The path forward: ensuring resource adequacy central to 2021 priorities
The province’s electricity landscape is changing – and fast. After a period of robust supply, a number of factors – including expiring contracts, nuclear refurbishments and retirements, and growing demand – will create a growing capacity gap in the province over the second half of the decade. Against this backdrop, the IESO has established clear priorities to enable Ontario to continue to meet system needs cost-effectively and reliably, while laying the foundation for future change.
The priorities for 2021 are diverse, but the ways in which they will be delivered have one thing in common: they are underpinned by a commitment to providing greater transparency at every stage in the process. Engaging stakeholders has always been core to achieving better outcomes for Ontario’s electricity system – but changing needs and circumstances have reinforced the importance of seeking input, promoting a common understanding of the issues at hand and making clear the rationale for decisions.
In 2021, advancing the multi-year Market Renewal Program – an area where engagement has been critical – will continue to be a priority. Designed to achieve significant operational efficiencies and support the grid of the future, implementation of the project will deliver significant value to the system and ratepayers – an expected $800 million in benefits in the first 10 years alone.
With Board approval of market design expected in Q1, the IESO will shift its focus to implementation. This includes developing amendments to market rules and manuals, and ensuring training and other programs are in place to enable participants to operate effectively in the new markets.
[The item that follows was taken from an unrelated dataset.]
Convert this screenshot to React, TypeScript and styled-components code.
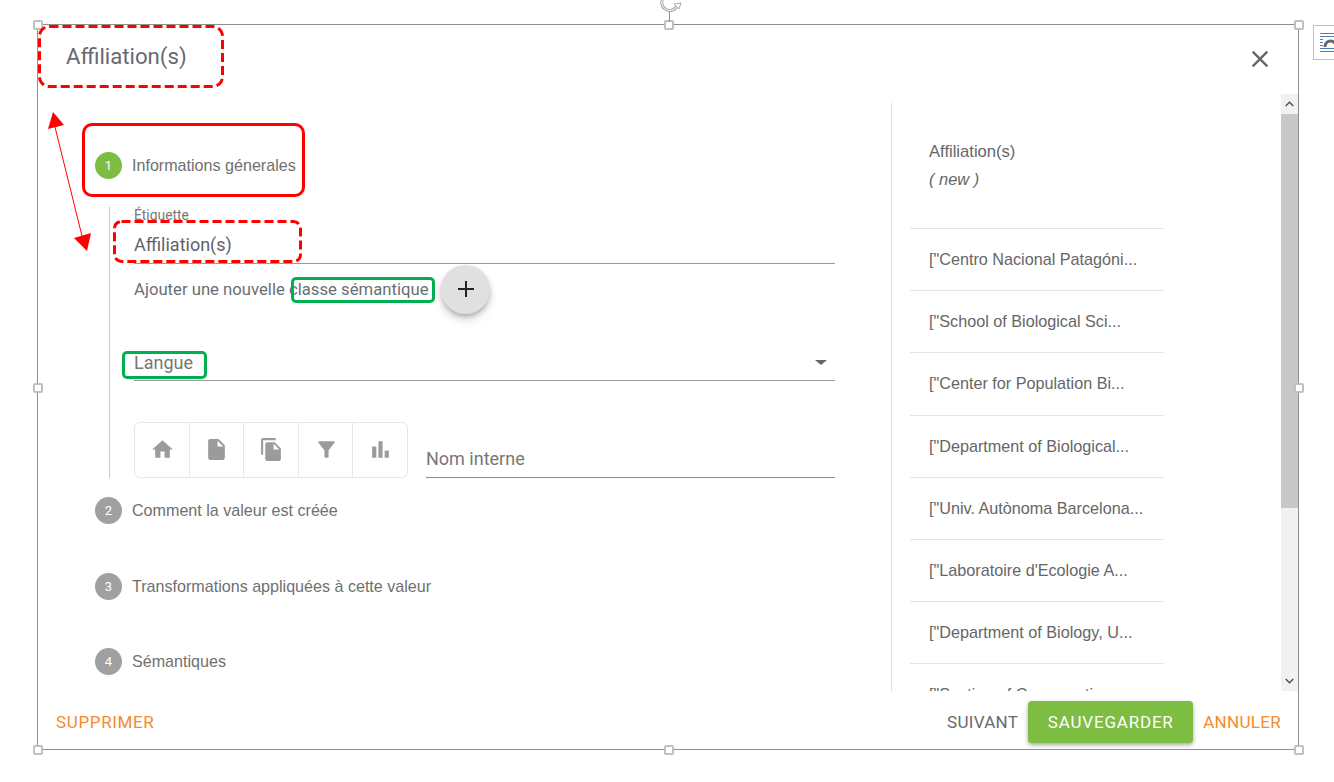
import React from 'react';
import { MdBarChart, MdClose, MdFileCopy, MdFilterAlt, MdHome, MdInsertDriveFile, MdKeyboardArrowDown, MdKeyboardArrowUp } from 'react-icons/md';
import styled, { createGlobalStyle } from 'styled-components';

const GlobalStyle = createGlobalStyle`
  html, body {
    margin: 0;
    background: #fff;
    overflow: hidden;
  }
  * {
    box-sizing: border-box;
  }
`;

const Page = styled.div`
  position: relative;
  width: 1334px;
  height: 782px;
  padding: 24px 0 0 37px;
  overflow: hidden;
  font-family: Roboto, "Liberation Sans", sans-serif;
  color: #666;
`;

const Frame = styled.div`
  position: relative;
  display: flex;
  flex-direction: column;
  width: 1262px;
  height: 726px;
  border: 1px solid #8e8e8e;
`;

const Header = styled.header`
  display: flex;
  justify-content: space-between;
  align-items: center;
  height: 69px;
  padding: 0 24px 8px 28px;
`;

const Title = styled.h2`
  margin: 0;
  font-size: 22.2px;
  font-weight: 400;
  color: #666a70;
`;

const CloseButton = styled.span`
  display: flex;
  margin-top: 7px;
  font-size: 28px;
  color: #666;
`;

const Body = styled.div`
  flex: 1;
  display: flex;
  min-height: 0;
  overflow: hidden;
`;

const Form = styled.div`
  width: 853px;
  flex-shrink: 0;
  padding: 58px 56px 0 57px;
`;

const Step = styled.div<{ $top?: number }>`
  display: flex;
  align-items: center;
  gap: 10px;
  height: 27px;
  margin-top: ${p => p.$top ?? 0}px;
  font-family: "Liberation Sans", Arial, sans-serif;
  font-size: 16.1px;
  color: #707070;
`;

const StepNumber = styled.span<{ $active?: boolean }>`
  display: flex;
  justify-content: center;
  align-items: center;
  width: 27px;
  height: 27px;
  border-radius: 50%;
  background: ${p => (p.$active ? '#7cbd42' : '#a0a0a0')};
  color: #fff;
  font-family: Roboto, sans-serif;
  font-size: 13px;
`;

const StepContent = styled.div`
  margin: 28px 0 0 14px;
  padding-left: 24px;
  border-left: 1px solid #c8c8c8;
`;

const TextField = styled.div`
  position: relative;
  height: 57px;
  border-bottom: 1px solid #9a9a9a;
`;

const FieldLabel = styled.label`
  display: block;
  font-size: 13.8px;
  line-height: 16px;
  color: #777;
`;

const FieldValue = styled.div`
  margin-top: 10px;
  font-size: 18px;
  line-height: 24px;
  color: #5f6368;
`;

const AddRow = styled.div`
  display: flex;
  align-items: center;
  gap: 13px;
  height: 50px;
  font-size: 16.7px;
  color: #6b6f75;
`;

const AddButton = styled.button`
  display: flex;
  justify-content: center;
  align-items: center;
  width: 49px;
  height: 49px;
  padding: 0;
  border: 0;
  border-radius: 50%;
  background: #e0e0e0;
  box-shadow: 0 3px 5px -1px rgba(0, 0, 0, 0.25), 0 6px 10px rgba(0, 0, 0, 0.14);
  color: #222;
`;

const SelectField = styled.div`
  display: flex;
  justify-content: space-between;
  align-items: center;
  height: 67px;
  padding-top: 31px;
  border-bottom: 1px solid #9a9a9a;
  font-size: 18px;
  color: #777;
`;

const SelectArrow = styled.span`
  width: 0;
  height: 0;
  margin-right: 8px;
  border-left: 6px solid transparent;
  border-right: 6px solid transparent;
  border-top: 5px solid #666;
`;

const ToolRow = styled.div`
  display: flex;
  gap: 18px;
  margin-top: 41px;
`;

const ToolGroup = styled.div`
  display: flex;
  width: 274px;
  height: 56px;
  border: 1px solid #e6e6e6;
  border-radius: 6px;
`;

const ToolCell = styled.span`
  flex: 1;
  display: flex;
  justify-content: center;
  align-items: center;
  padding: 0 0 2px 1px;
  font-size: 25px;
  color: #9b9b9b;

  & + & {
    border-left: 1px solid #e6e6e6;
  }
`;

const InternalName = styled.div`
  flex: 1;
  display: flex;
  align-items: flex-end;
  padding-bottom: 8px;
  border-bottom: 1px solid #8a8a8a;
  font-size: 18px;
  color: #777;
`;

const Preview = styled.aside`
  width: 390px;
  flex-shrink: 0;
  margin-top: 9px;
  padding-left: 18px;
  border-left: 1px solid #e0e0e0;
  font-family: "Liberation Sans", Arial, sans-serif;
`;

const PreviewHead = styled.div`
  width: 254px;
  height: 125px;
  padding: 35px 0 0 19px;
  font-size: 16.6px;
  line-height: 28px;
  color: #666;
`;

const PreviewNew = styled.div`
  margin-top: -1px;
  font-size: 16.4px;
  font-style: italic;
`;

const PreviewRow = styled.div`
  display: flex;
  align-items: center;
  width: 254px;
  height: 62.2px;
  padding-left: 19px;
  border-top: 1px solid #e4e4e4;
  font-size: 16.2px;
  color: #666;
  white-space: nowrap;
`;

const Scrollbar = styled.div`
  display: flex;
  flex-direction: column;
  width: 17px;
  flex-shrink: 0;
  background: #f1f1f1;
`;

const ScrollArrow = styled.span`
  display: flex;
  justify-content: center;
  align-items: center;
  height: 20px;
  font-size: 22px;
  color: #505050;
`;

const ScrollThumb = styled.div`
  height: 394px;
  background: #c8c8c8;
`;

const ScrollSpace = styled.div`
  flex: 1;
`;

const Footer = styled.footer`
  display: flex;
  align-items: flex-start;
  height: 58px;
  padding: 10px 17px 0 18px;
`;

const TextButton = styled.span<{ $accent?: boolean; $tight?: boolean }>`
  display: flex;
  align-items: center;
  height: 42px;
  font-size: 17px;
  letter-spacing: ${p => (p.$tight ? 0.3 : 0.65)}px;
  color: ${p => (p.$accent ? '#f58a2e' : '#666a70')};
`;

const FooterActions = styled.div`
  display: flex;
  align-items: flex-start;
  gap: 10px;
  margin-left: auto;
`;

const SaveButton = styled.button`
  width: 165px;
  height: 42px;
  padding: 0;
  border: 0;
  border-radius: 4px;
  background: #7cbd42;
  box-shadow: 0 2px 4px rgba(0, 0, 0, 0.35);
  color: #fff;
  font-family: inherit;
  font-size: 17px;
  letter-spacing: 0.8px;
`;

const Handle = styled.span<{ $x: number; $y: number }>`
  position: absolute;
  left: calc(${p => p.$x}% + ${p => p.$x / 100}px);
  top: calc(${p => p.$y}% + ${p => p.$y / 100}px);
  width: 10px;
  height: 10px;
  margin: -5px 0 0 -5px;
  border: 2px solid #c0c0c0;
  border-radius: 2px;
  background: #fff;
`;

const Callout = styled.div`
  position: absolute;
  border: 3px solid #ff0000;
  border-radius: 10px;
  pointer-events: none;
`;

const StepCallout = styled(Callout)`
  left: 82px;
  top: 123px;
  width: 223px;
  height: 74px;
`;

const GreenCallout = styled(Callout)`
  border-color: #00b050;
  border-radius: 5px;
`;

const ClassCallout = styled(GreenCallout)`
  left: 291px;
  top: 277px;
  width: 144px;
  height: 26px;
`;

const LangCallout = styled(GreenCallout)`
  left: 122px;
  top: 351px;
  width: 85px;
  height: 28px;
`;

const DashedOutline = styled.svg<{ $left: number; $top: number }>`
  position: absolute;
  left: ${p => p.$left}px;
  top: ${p => p.$top}px;
  pointer-events: none;
`;

const ArrowLayer = styled.svg`
  position: absolute;
  left: 40px;
  top: 105px;
`;

const RotateIcon = styled.svg`
  position: absolute;
  left: 655px;
  top: 0;
`;

const LayoutBadge = styled.div`
  position: absolute;
  left: 1313px;
  top: 25px;
  width: 40px;
  height: 35px;
  border: 1px solid #c0c0c0;
  background: #fff;
`;

const steps = [
  { n: 2, label: 'Comment la valeur est créée', top: 19 },
  { n: 3, label: 'Transformations appliquées à cette valeur', top: 49 },
  { n: 4, label: 'Sémantiques', top: 48 }
];

const rows = [
  '["Centro Nacional Patagóni...',
  '["School of Biological Sci...',
  '["Center for Population Bi...',
  '["Department of Biological...',
  '["Univ. Autònoma Barcelona...',
  '["Laboratoire d\'Ecologie A...',
  '["Department of Biology, U...',
  '["Section of Conservati...'
];

const handles = [
  [0, 0], [50, 0], [100, 0],
  [0, 50], [100, 50],
  [0, 100], [50, 100], [100, 100]
];

const Dashed = ({ left, top, width, height, radius }: { left: number; top: number; width: number; height: number; radius: number }) => (
  <DashedOutline $left={left} $top={top} width={width} height={height}>
    <rect
      x="1.5"
      y="1.5"
      width={width - 3}
      height={height - 3}
      rx={radius}
      fill="none"
      stroke="#ff0000"
      strokeWidth="3"
      strokeDasharray="9 4"
    />
  </DashedOutline>
);

const App = () => (
  <Page>
    <GlobalStyle />
    <Frame>
      <Header>
        <Title>Affiliation(s)</Title>
        <CloseButton><MdClose /></CloseButton>
      </Header>
      <Body>
        <Form>
          <Step>
            <StepNumber $active>1</StepNumber>
            Informations génerales
          </Step>
          <StepContent>
            <TextField>
              <FieldLabel>Étiquette</FieldLabel>
              <FieldValue>Affiliation(s)</FieldValue>
            </TextField>
            <AddRow>
              <span>Ajouter une nouvelle classe sémantique</span>
              <AddButton>
                <svg width="18" height="18" viewBox="0 0 18 18">
                  <path d="M9 1v16M1 9h16" stroke="currentColor" strokeWidth="2" />
                </svg>
              </AddButton>
            </AddRow>
            <SelectField>
              Langue
              <SelectArrow />
            </SelectField>
            <ToolRow>
              <ToolGroup>
                <ToolCell><MdHome /></ToolCell>
                <ToolCell><MdInsertDriveFile /></ToolCell>
                <ToolCell><MdFileCopy /></ToolCell>
                <ToolCell><MdFilterAlt /></ToolCell>
                <ToolCell><MdBarChart /></ToolCell>
              </ToolGroup>
              <InternalName>Nom interne</InternalName>
            </ToolRow>
          </StepContent>
          {steps.map(s => (
            <Step key={s.n} $top={s.top}>
              <StepNumber>{s.n}</StepNumber>
              {s.label}
            </Step>
          ))}
        </Form>
        <Preview>
          <PreviewHead>
            Affiliation(s)
            <PreviewNew>( new )</PreviewNew>
          </PreviewHead>
          {rows.map(r => (
            <PreviewRow key={r}>{r}</PreviewRow>
          ))}
        </Preview>
        <Scrollbar>
          <ScrollArrow><MdKeyboardArrowUp /></ScrollArrow>
          <ScrollThumb />
          <ScrollSpace />
          <ScrollArrow><MdKeyboardArrowDown /></ScrollArrow>
        </Scrollbar>
      </Body>
      <Footer>
        <TextButton $accent>SUPPRIMER</TextButton>
        <FooterActions>
          <TextButton $tight>SUIVANT</TextButton>
          <SaveButton>SAUVEGARDER</SaveButton>
          <TextButton $accent $tight>ANNULER</TextButton>
        </FooterActions>
      </Footer>
      {handles.map(([x, y]) => (
        <Handle key={`${x}-${y}`} $x={x} $y={y} />
      ))}
    </Frame>
    <Dashed left={38} top={25} width={186} height={63} radius={10} />
    <Dashed left={113} top={220} width={189} height={43} radius={7} />
    <StepCallout />
    <ClassCallout />
    <LangCallout />
    <ArrowLayer width="60" height="150" viewBox="0 0 60 150">
      <path d="M15 22L42 131" stroke="#ff0000" strokeWidth="1" />
      <path d="M13 7L8 24L24 20Z" fill="#ff0000" />
      <path d="M47 146L34 133L51 128Z" fill="#ff0000" />
    </ArrowLayer>
    <RotateIcon width="30" height="26" viewBox="0 0 30 26">
      <path d="M14.5 12V22" stroke="#909090" strokeWidth="1" />
      <path d="M9 -3A8 8 0 1 0 22 6" fill="none" stroke="#aaa" strokeWidth="3" />
      <path d="M9 -3A8 8 0 1 0 22 6" fill="none" stroke="#fff" strokeWidth="1" />
      <path d="M19 4L26 3L24 9Z" fill="#fff" stroke="#aaa" strokeWidth="1" />
    </RotateIcon>
    <LayoutBadge>
      <svg width="38" height="33" viewBox="0 0 38 33">
        <path d="M6 7.5H24M6 10.5H24M6 13.5H9M6 16.5H9M6 19.5H9M6 22.5H24M6 25.5H24" stroke="#4a7ebb" strokeWidth="1" />
        <path d="M11 21C11 13 22 13 22 21" fill="none" stroke="#666" strokeWidth="3" />
      </svg>
    </LayoutBadge>
  </Page>
);

export default App;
In parallel with this work, the IESO will also continue to address opportunities to improve efficiencies in the existing markets, including those identified by the Ontario Energy Board’s Market Surveillance Panel.
Fundamental reforms to the markets promote operational efficiencies and provide a framework to facilitate change in the years ahead. But the capacity gap emerging over the second half of the decade has created a new sense of urgency for both the IESO and for current and prospective market participants looking for certainty and guidance on how they can compete to deliver electricity services. To provide clarity around the mechanisms that will be used to acquire capacity across all time frames, the IESO engaged with stakeholders on a draft resource adequacy framework, which was shared with stakeholders in January and is now moving into implementation.
This year, the IESO will continue to work with stakeholders to operationalize the framework, particularly the mechanisms for procuring capacity over the medium and longer term, which are expected to enhance competition in the latter half of the decade. In the interim, the annual capacity auction, which will evolve in coming years to improve competition and performance, will be the primary mechanism for meeting changing capacity needs in the short term.
Understanding the system needs outlined in the Annual Planning Outlook, and developing competitive mechanisms to address them, is only part of the resource adequacy equation. Meeting future needs cost-effectively will depend on optimizing the participation and types of resources that can compete in the markets – another key priority in 2021.
Moving forward, efforts to increase participation of distributed energy resources (DERs) in IESO markets will focus on developing a roadmap for the integration of DERs, as well as conducting studies to determine the potential benefits of hybrid resources, such as pairings with energy storage and wind or solar. The IESO will also work with stakeholders on a plan to enable existing resource types to participate more fully in the wholesale markets.
In recent years, growing interest in electricity choice and planning at the local level has put a spotlight on the role of community involvement in developing solutions. It also highlighted the value of an integrated approach to meeting local needs, and of considering the merits of DERs and energy efficiency as alternatives to traditional generation and transmission infrastructure.
Addressing community-level and regional electricity needs in tandem will be part of the shift toward a more integrated model. In southwestern Ontario, where agricultural demand is expected to double within five years, this approach has resulted in solutions ranging from transmission enhancements and local generation capacity, to energy efficiency and innovation, including projects funded by the IESO’s Grid Innovation Fund.
Business transformation to respond to the current realities of these uncertain times will also be important this year. The continued pandemic has changed how we work and interact with each other – working from home will be standard business practice. Organizations are also examining company culture and actions needed to build a safe, equitable, diverse and inclusive workplace - the IESO is no exception. We are committed to being an organization with highly-engaged employees, dedicated to providing a reliable and cost-effective energy supply.
This is a pivotal year – one where our current vantage point provides a very different perspective than in years past. Discussions about meeting future needs will have much more tangible implications for our electricity system, and the work we do together this year will forge a common path forward to ensure reliability over the next decade.